Under the new CBA, if a young player taken outside the first half of the lottery meets certain “starter criteria” in either the year prior to his free agency or averaged over the two years prior to his free agency, then he is entitled to a higher qualifying offer. In the case of second round picks meeting the starter criteria, they are entitled to a qualifying offer equal to 100% of the rookie scale qualifying offer for the 21st selection of the draft class whose rookie scale contracts are up for qualifying offers this summer.
As applied to Parsons this summer, he is entitled to whatever qualifying offer the 21st pick in the 2010 NBA Draft would have gotten if signed to 100% of the rookie scale. (FYI, the 21st pick in 2010 was Craig Brackins, but that is irrelevant here.) That amount is $2,875,130.
(For more information about restricted free agency, qualifying offers and the starter criteria, read this portion of Larry Coon’s NBA Salary Cap FAQ.)
On the other hand, if Parsons is not extended a qualifying offer and is allowed to become an unrestricted free agent in 2014, he would count against the Rockets’ cap in the amount of his “ordinary” cap hold ($1,760,350). However, since the chief purpose of declining Parsons’s option is to make him a restricted free agent, it is unlikely this would happen.
So, for all intents and purposes, the cap hit for Parsons if his option is declined will be $2,875,130 . . . until he signs an offer sheet or a new contract.
While the Rockets do not expect to have much (if any) salary cap room in the summer of 2014 assuming that no further roster moves are made, it is entirely possible that subsequent roster moves (such as those involving Asik and/or Lin being traded for less salary or expiring contracts) could create a situation in which 2014 cap room becomes a legitimate priority for the Rockets.
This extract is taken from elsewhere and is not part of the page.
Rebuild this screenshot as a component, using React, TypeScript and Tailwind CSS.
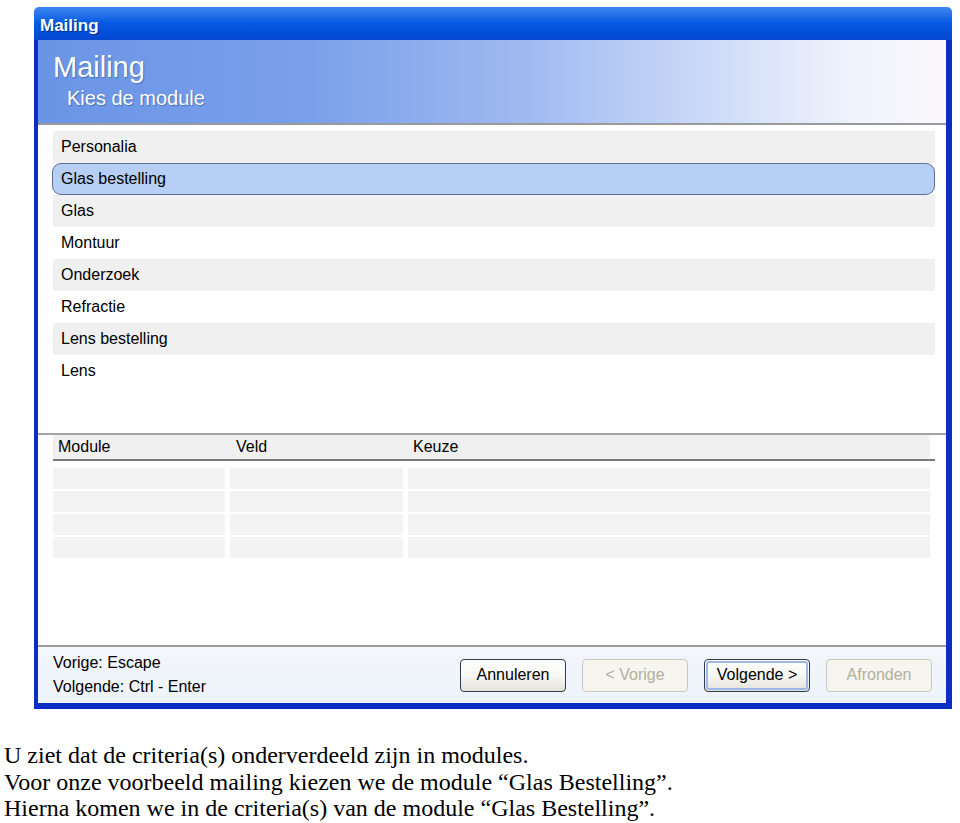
import React from 'react';

const modules = [
  'Personalia',
  'Glas bestelling',
  'Glas',
  'Montuur',
  'Onderzoek',
  'Refractie',
  'Lens bestelling',
  'Lens',
];

const ui = { fontFamily: "'Liberation Sans', Arial, sans-serif" };

function XpButton({ label, disabled, primary }: { label: string; disabled?: boolean; primary?: boolean }) {
  if (disabled) {
    return (
      <div className="w-[106px] h-[33px] rounded-[4px] border border-[#cac8bb] bg-[#f6f5ef] flex items-center justify-center text-[16px] text-[#b3b09f]">
        {label}
      </div>
    );
  }
  return (
    <div className="w-[106px] h-[33px] rounded-[4px] border border-[#2f3a4a] bg-gradient-to-b from-white via-[#f7f7f4] to-[#e3e2da] flex items-center justify-center">
      <div
        className={`w-[102px] h-[29px] rounded-[3px] flex items-center justify-center text-[16px] text-black ${
          primary ? 'border-2 border-[#9db7e8]' : ''
        }`}
      >
        {label}
      </div>
    </div>
  );
}

export default function App() {
  return (
    <div className="min-h-screen bg-white pt-[7px]" style={ui}>
      <div className="ml-[34px] w-[918px]">
        {/* title bar */}
        <div className="h-[33px] rounded-t-[5px] bg-gradient-to-b from-[#3a86f0] via-[#0558e2] to-[#0347cf] flex items-center pl-[6px] pt-[5px]">
          <span className="text-white font-bold text-[17px] [text-shadow:1px_1px_0_#0a2b8a]">Mailing</span>
        </div>

        <div className="border-l-[4px] border-r-[6px] border-b-[6px] border-[#0b2fc4] flex flex-col">
          {/* header */}
          <div className="h-[85px] bg-[linear-gradient(to_right,#6a94e6_0%,#7aa0ea_30%,#a2bbf1_55%,#cfdcf8_75%,#f0f3fc_90%,#fbf8fc_100%)] pl-[15px] pt-[11px] border-b-2 border-[#9a9a9a]">
            <div className="text-white text-[29px] leading-[32px] [text-shadow:1px_1px_1px_#4a6fb8]">Mailing</div>
            <div className="text-white text-[20px] leading-[24px] pl-[14px] mt-[3px] [text-shadow:1px_1px_1px_#4a6fb8]">
              Kies de module
            </div>
          </div>

          {/* module list */}
          <div className="h-[308px] bg-white pt-[6px] pl-[15px] pr-[11px]">
            {modules.map((m, i) => {
              const selected = i === 1;
              return (
                <div
                  key={m}
                  className={`h-[32px] flex items-center text-[16px] text-black ${
                    selected
                      ? 'bg-[#b7cff4] border border-[#5d6f93] rounded-[9px] -ml-[1px] pl-[8px]'
                      : i % 2 === 0
                      ? 'bg-[#f0f0f0] pl-[8px]'
                      : 'bg-white pl-[8px]'
                  }`}
                >
                  {m}
                </div>
              );
            })}
          </div>

          {/* criteria table */}
          <div className="h-[212px] bg-white border-t-2 border-[#a3a3a3] pl-[15px] pr-[11px]">
            <div className="h-[24px] bg-[#f0f0f0] mr-[5px] flex items-center text-[16px] text-black">
              <div className="w-[177px] pl-[5px]">Module</div>
              <div className="w-[178px] pl-[6px]">Veld</div>
              <div className="flex-1 pl-[5px]">Keuze</div>
            </div>
            <div className="h-[2px] bg-[#7a7a7a]" />
            <div className="mt-[7px] mr-[5px] flex flex-col gap-[2px]">
              {[0, 1, 2, 3].map(r => (
                <div key={r} className="h-[21px] flex gap-[5px]">
                  <div className="w-[172px] bg-[#f3f3f3]" />
                  <div className="w-[173px] bg-[#f3f3f3]" />
                  <div className="flex-1 bg-[#f3f3f3]" />
                </div>
              ))}
            </div>
          </div>

          {/* footer */}
          <div className="h-[58px] border-t-2 border-[#9c9c9c] bg-gradient-to-b from-[#f3f6fb] to-[#eef4fc] flex items-center pl-[15px] pr-[14px]">
            <div className="flex-1 text-[16px] leading-[24px] text-black">
              <div>Vorige: Escape</div>
              <div>Volgende: Ctrl - Enter</div>
            </div>
            <div className="flex gap-[16px]">
              <XpButton label="Annuleren" />
              <XpButton label="< Vorige" disabled />
              <XpButton label="Volgende >" primary />
              <XpButton label="Afronden" disabled />
            </div>
          </div>
        </div>
      </div>

      <div
        className="mt-[33px] pl-[4px] text-[24px] leading-[26.5px] text-black"
        style={{ fontFamily: "'Liberation Serif', 'Times New Roman', serif" }}
      >
        <div>U ziet dat de criteria(s) onderverdeeld zijn in modules.</div>
        <div>Voor onze voorbeeld mailing kiezen we de module “Glas Bestelling”.</div>
        <div>Hierna komen we in de criteria(s) van de module “Glas Bestelling”.</div>
      </div>
    </div>
  );
}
In such an event, the amount that Parsons counts against the cap could become a material concern.
The Houston Rockets face a major decision on whether to exercise their team option on Parsons. Of course, there are various other factors in play here besides just the salary cap mechanics associated with each decision. Such factors include the team’s need for salary cap room in light of subsequent roster moves (such as an Asik trade), the availability of outside free agents, any additional leverage held by NBA super-agent Dan Fegan (hired by Parsons this past summer), and, perhaps most importantly, the “human element” of dealing with Chandler Parsons on a personal level.
When all factors are included, there is no easy choice for the Rockets. But it is a choice that will be closely followed by Rockets fans.